----- DATASET EXCERPTS
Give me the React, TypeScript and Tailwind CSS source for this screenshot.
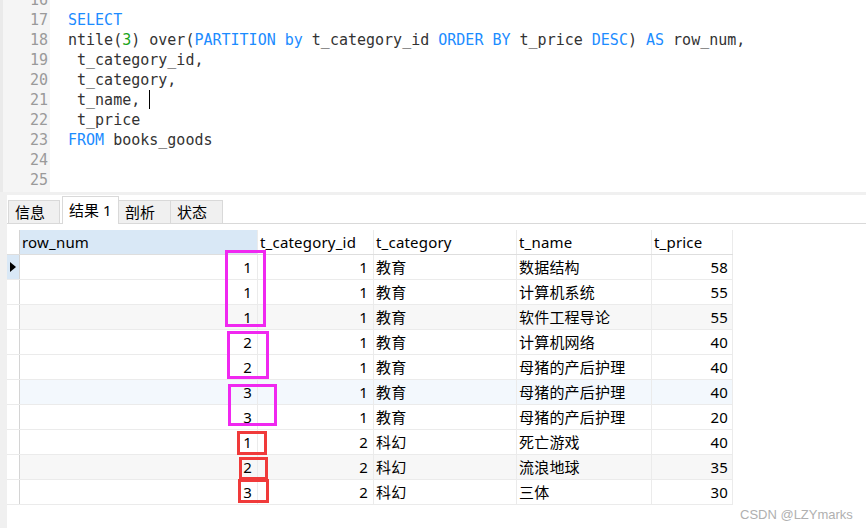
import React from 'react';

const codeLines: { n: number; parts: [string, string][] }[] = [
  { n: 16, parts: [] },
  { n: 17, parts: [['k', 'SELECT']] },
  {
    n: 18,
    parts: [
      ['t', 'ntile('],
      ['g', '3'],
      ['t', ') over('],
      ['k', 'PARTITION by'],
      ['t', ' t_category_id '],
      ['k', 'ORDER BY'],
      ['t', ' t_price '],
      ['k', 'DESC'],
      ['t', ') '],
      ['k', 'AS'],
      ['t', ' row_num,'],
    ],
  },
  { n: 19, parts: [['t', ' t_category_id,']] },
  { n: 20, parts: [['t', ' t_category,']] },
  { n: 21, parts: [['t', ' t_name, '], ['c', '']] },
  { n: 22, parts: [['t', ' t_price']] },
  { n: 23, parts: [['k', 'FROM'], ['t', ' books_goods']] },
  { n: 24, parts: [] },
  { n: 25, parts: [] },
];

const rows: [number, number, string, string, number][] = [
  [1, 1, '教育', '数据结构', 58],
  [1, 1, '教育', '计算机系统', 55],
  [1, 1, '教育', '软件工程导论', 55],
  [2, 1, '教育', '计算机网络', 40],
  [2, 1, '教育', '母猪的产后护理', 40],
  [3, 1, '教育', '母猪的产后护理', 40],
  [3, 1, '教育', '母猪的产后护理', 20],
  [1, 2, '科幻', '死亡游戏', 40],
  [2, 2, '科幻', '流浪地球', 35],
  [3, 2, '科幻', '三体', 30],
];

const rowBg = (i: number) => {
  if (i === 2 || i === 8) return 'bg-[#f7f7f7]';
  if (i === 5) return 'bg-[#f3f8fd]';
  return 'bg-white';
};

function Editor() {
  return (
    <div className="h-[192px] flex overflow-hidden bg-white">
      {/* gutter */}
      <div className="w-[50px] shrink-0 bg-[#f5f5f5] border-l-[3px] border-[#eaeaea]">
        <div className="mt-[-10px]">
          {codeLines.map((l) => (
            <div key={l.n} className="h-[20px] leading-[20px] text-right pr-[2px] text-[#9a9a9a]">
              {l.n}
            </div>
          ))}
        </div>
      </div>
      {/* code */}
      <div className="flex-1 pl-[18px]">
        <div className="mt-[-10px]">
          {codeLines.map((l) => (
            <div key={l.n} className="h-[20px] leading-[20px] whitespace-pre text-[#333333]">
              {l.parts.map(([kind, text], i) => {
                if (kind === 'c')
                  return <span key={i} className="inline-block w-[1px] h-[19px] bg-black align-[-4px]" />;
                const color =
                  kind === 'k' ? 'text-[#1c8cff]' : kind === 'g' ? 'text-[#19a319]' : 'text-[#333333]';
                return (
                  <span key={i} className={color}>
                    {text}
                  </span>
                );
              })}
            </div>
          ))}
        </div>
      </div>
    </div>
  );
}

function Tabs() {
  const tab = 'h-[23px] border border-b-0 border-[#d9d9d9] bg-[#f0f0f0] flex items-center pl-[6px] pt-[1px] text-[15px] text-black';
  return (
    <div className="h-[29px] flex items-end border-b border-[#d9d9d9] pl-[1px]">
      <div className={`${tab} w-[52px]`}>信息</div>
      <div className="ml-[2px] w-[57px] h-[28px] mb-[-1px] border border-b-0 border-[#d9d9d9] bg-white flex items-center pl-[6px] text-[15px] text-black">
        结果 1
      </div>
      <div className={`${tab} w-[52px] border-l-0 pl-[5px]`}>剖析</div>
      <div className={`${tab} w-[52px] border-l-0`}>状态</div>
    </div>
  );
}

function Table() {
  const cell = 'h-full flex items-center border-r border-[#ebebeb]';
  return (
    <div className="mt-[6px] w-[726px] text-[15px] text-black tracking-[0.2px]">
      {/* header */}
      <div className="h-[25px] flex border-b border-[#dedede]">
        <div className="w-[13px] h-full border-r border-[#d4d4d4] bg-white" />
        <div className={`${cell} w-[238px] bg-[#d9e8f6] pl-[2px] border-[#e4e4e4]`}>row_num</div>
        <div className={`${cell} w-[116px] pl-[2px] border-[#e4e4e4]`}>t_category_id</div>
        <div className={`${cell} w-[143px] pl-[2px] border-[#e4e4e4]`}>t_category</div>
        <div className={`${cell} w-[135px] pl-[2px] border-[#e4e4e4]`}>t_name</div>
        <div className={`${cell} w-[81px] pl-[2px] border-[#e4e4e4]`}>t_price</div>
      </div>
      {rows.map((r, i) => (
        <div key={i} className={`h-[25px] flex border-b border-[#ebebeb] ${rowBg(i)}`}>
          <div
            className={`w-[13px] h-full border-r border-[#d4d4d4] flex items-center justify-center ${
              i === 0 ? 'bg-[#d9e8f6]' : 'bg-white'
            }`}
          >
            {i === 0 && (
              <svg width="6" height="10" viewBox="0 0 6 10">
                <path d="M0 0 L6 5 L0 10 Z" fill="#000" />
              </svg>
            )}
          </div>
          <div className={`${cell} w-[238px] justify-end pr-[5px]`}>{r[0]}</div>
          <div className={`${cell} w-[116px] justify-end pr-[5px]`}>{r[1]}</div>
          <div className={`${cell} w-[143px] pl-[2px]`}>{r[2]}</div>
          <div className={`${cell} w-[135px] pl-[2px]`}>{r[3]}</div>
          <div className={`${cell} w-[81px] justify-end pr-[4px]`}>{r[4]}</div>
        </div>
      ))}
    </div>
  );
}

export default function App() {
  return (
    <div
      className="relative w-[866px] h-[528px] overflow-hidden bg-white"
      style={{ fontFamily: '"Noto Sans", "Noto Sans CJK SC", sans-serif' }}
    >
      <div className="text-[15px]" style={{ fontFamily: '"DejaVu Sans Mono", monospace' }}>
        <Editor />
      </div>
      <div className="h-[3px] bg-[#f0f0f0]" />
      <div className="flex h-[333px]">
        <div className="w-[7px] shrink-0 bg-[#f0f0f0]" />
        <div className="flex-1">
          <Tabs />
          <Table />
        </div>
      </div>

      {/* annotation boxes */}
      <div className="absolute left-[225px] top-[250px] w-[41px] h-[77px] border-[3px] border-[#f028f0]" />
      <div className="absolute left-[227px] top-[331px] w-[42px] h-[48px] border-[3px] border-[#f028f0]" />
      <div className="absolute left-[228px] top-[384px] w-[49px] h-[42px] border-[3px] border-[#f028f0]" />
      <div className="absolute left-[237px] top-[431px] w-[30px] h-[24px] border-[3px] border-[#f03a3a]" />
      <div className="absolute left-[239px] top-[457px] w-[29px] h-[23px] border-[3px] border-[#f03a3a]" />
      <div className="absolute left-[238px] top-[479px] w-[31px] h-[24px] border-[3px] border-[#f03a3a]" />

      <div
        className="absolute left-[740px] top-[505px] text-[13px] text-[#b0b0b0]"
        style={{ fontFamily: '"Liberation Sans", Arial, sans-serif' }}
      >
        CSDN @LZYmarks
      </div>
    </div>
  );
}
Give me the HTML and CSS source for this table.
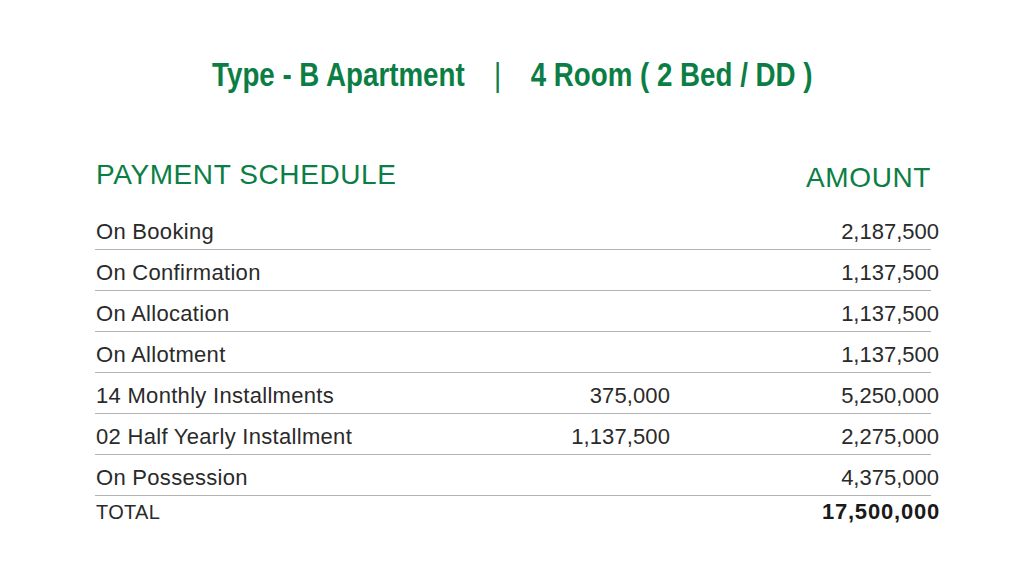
----------
DIRECTION
Without including any pictures, print each record exactly.

ANSWER TO THIS PROBLEM
Give me the React, TypeScript and Tailwind CSS source for this screenshot.
import React from 'react';

const codeLines: { n: number; parts: [string, string][] }[] = [
  { n: 16, parts: [] },
  { n: 17, parts: [['k', 'SELECT']] },
  {
    n: 18,
    parts: [
      ['t', 'ntile('],
      ['g', '3'],
      ['t', ') over('],
      ['k', 'PARTITION by'],
      ['t', ' t_category_id '],
      ['k', 'ORDER BY'],
      ['t', ' t_price '],
      ['k', 'DESC'],
      ['t', ') '],
      ['k', 'AS'],
      ['t', ' row_num,'],
    ],
  },
  { n: 19, parts: [['t', ' t_category_id,']] },
  { n: 20, parts: [['t', ' t_category,']] },
  { n: 21, parts: [['t', ' t_name, '], ['c', '']] },
  { n: 22, parts: [['t', ' t_price']] },
  { n: 23, parts: [['k', 'FROM'], ['t', ' books_goods']] },
  { n: 24, parts: [] },
  { n: 25, parts: [] },
];

const rows: [number, number, string, string, number][] = [
  [1, 1, '教育', '数据结构', 58],
  [1, 1, '教育', '计算机系统', 55],
  [1, 1, '教育', '软件工程导论', 55],
  [2, 1, '教育', '计算机网络', 40],
  [2, 1, '教育', '母猪的产后护理', 40],
  [3, 1, '教育', '母猪的产后护理', 40],
  [3, 1, '教育', '母猪的产后护理', 20],
  [1, 2, '科幻', '死亡游戏', 40],
  [2, 2, '科幻', '流浪地球', 35],
  [3, 2, '科幻', '三体', 30],
];

const rowBg = (i: number) => {
  if (i === 2 || i === 8) return 'bg-[#f7f7f7]';
  if (i === 5) return 'bg-[#f3f8fd]';
  return 'bg-white';
};

function Editor() {
  return (
    <div className="h-[192px] flex overflow-hidden bg-white">
      {/* gutter */}
      <div className="w-[50px] shrink-0 bg-[#f5f5f5] border-l-[3px] border-[#eaeaea]">
        <div className="mt-[-10px]">
          {codeLines.map((l) => (
            <div key={l.n} className="h-[20px] leading-[20px] text-right pr-[2px] text-[#9a9a9a]">
              {l.n}
            </div>
          ))}
        </div>
      </div>
      {/* code */}
      <div className="flex-1 pl-[18px]">
        <div className="mt-[-10px]">
          {codeLines.map((l) => (
            <div key={l.n} className="h-[20px] leading-[20px] whitespace-pre text-[#333333]">
              {l.parts.map(([kind, text], i) => {
                if (kind === 'c')
                  return <span key={i} className="inline-block w-[1px] h-[19px] bg-black align-[-4px]" />;
                const color =
                  kind === 'k' ? 'text-[#1c8cff]' : kind === 'g' ? 'text-[#19a319]' : 'text-[#333333]';
                return (
                  <span key={i} className={color}>
                    {text}
                  </span>
                );
              })}
            </div>
          ))}
        </div>
      </div>
    </div>
  );
}

function Tabs() {
  const tab = 'h-[23px] border border-b-0 border-[#d9d9d9] bg-[#f0f0f0] flex items-center pl-[6px] pt-[1px] text-[15px] text-black';
  return (
    <div className="h-[29px] flex items-end border-b border-[#d9d9d9] pl-[1px]">
      <div className={`${tab} w-[52px]`}>信息</div>
      <div className="ml-[2px] w-[57px] h-[28px] mb-[-1px] border border-b-0 border-[#d9d9d9] bg-white flex items-center pl-[6px] text-[15px] text-black">
        结果 1
      </div>
      <div className={`${tab} w-[52px] border-l-0 pl-[5px]`}>剖析</div>
      <div className={`${tab} w-[52px] border-l-0`}>状态</div>
    </div>
  );
}

function Table() {
  const cell = 'h-full flex items-center border-r border-[#ebebeb]';
  return (
    <div className="mt-[6px] w-[726px] text-[15px] text-black tracking-[0.2px]">
      {/* header */}
      <div className="h-[25px] flex border-b border-[#dedede]">
        <div className="w-[13px] h-full border-r border-[#d4d4d4] bg-white" />
        <div className={`${cell} w-[238px] bg-[#d9e8f6] pl-[2px] border-[#e4e4e4]`}>row_num</div>
        <div className={`${cell} w-[116px] pl-[2px] border-[#e4e4e4]`}>t_category_id</div>
        <div className={`${cell} w-[143px] pl-[2px] border-[#e4e4e4]`}>t_category</div>
        <div className={`${cell} w-[135px] pl-[2px] border-[#e4e4e4]`}>t_name</div>
        <div className={`${cell} w-[81px] pl-[2px] border-[#e4e4e4]`}>t_price</div>
      </div>
      {rows.map((r, i) => (
        <div key={i} className={`h-[25px] flex border-b border-[#ebebeb] ${rowBg(i)}`}>
          <div
            className={`w-[13px] h-full border-r border-[#d4d4d4] flex items-center justify-center ${
              i === 0 ? 'bg-[#d9e8f6]' : 'bg-white'
            }`}
          >
            {i === 0 && (
              <svg width="6" height="10" viewBox="0 0 6 10">
                <path d="M0 0 L6 5 L0 10 Z" fill="#000" />
              </svg>
            )}
          </div>
          <div className={`${cell} w-[238px] justify-end pr-[5px]`}>{r[0]}</div>
          <div className={`${cell} w-[116px] justify-end pr-[5px]`}>{r[1]}</div>
          <div className={`${cell} w-[143px] pl-[2px]`}>{r[2]}</div>
          <div className={`${cell} w-[135px] pl-[2px]`}>{r[3]}</div>
          <div className={`${cell} w-[81px] justify-end pr-[4px]`}>{r[4]}</div>
        </div>
      ))}
    </div>
  );
}

export default function App() {
  return (
    <div
      className="relative w-[866px] h-[528px] overflow-hidden bg-white"
      style={{ fontFamily: '"Noto Sans", "Noto Sans CJK SC", sans-serif' }}
    >
      <div className="text-[15px]" style={{ fontFamily: '"DejaVu Sans Mono", monospace' }}>
        <Editor />
      </div>
      <div className="h-[3px] bg-[#f0f0f0]" />
      <div className="flex h-[333px]">
        <div className="w-[7px] shrink-0 bg-[#f0f0f0]" />
        <div className="flex-1">
          <Tabs />
          <Table />
        </div>
      </div>

      {/* annotation boxes */}
      <div className="absolute left-[225px] top-[250px] w-[41px] h-[77px] border-[3px] border-[#f028f0]" />
      <div className="absolute left-[227px] top-[331px] w-[42px] h-[48px] border-[3px] border-[#f028f0]" />
      <div className="absolute left-[228px] top-[384px] w-[49px] h-[42px] border-[3px] border-[#f028f0]" />
      <div className="absolute left-[237px] top-[431px] w-[30px] h-[24px] border-[3px] border-[#f03a3a]" />
      <div className="absolute left-[239px] top-[457px] w-[29px] h-[23px] border-[3px] border-[#f03a3a]" />
      <div className="absolute left-[238px] top-[479px] w-[31px] h-[24px] border-[3px] border-[#f03a3a]" />

      <div
        className="absolute left-[740px] top-[505px] text-[13px] text-[#b0b0b0]"
        style={{ fontFamily: '"Liberation Sans", Arial, sans-serif' }}
      >
        CSDN @LZYmarks
      </div>
    </div>
  );
}
Give me the HTML and CSS source for this table.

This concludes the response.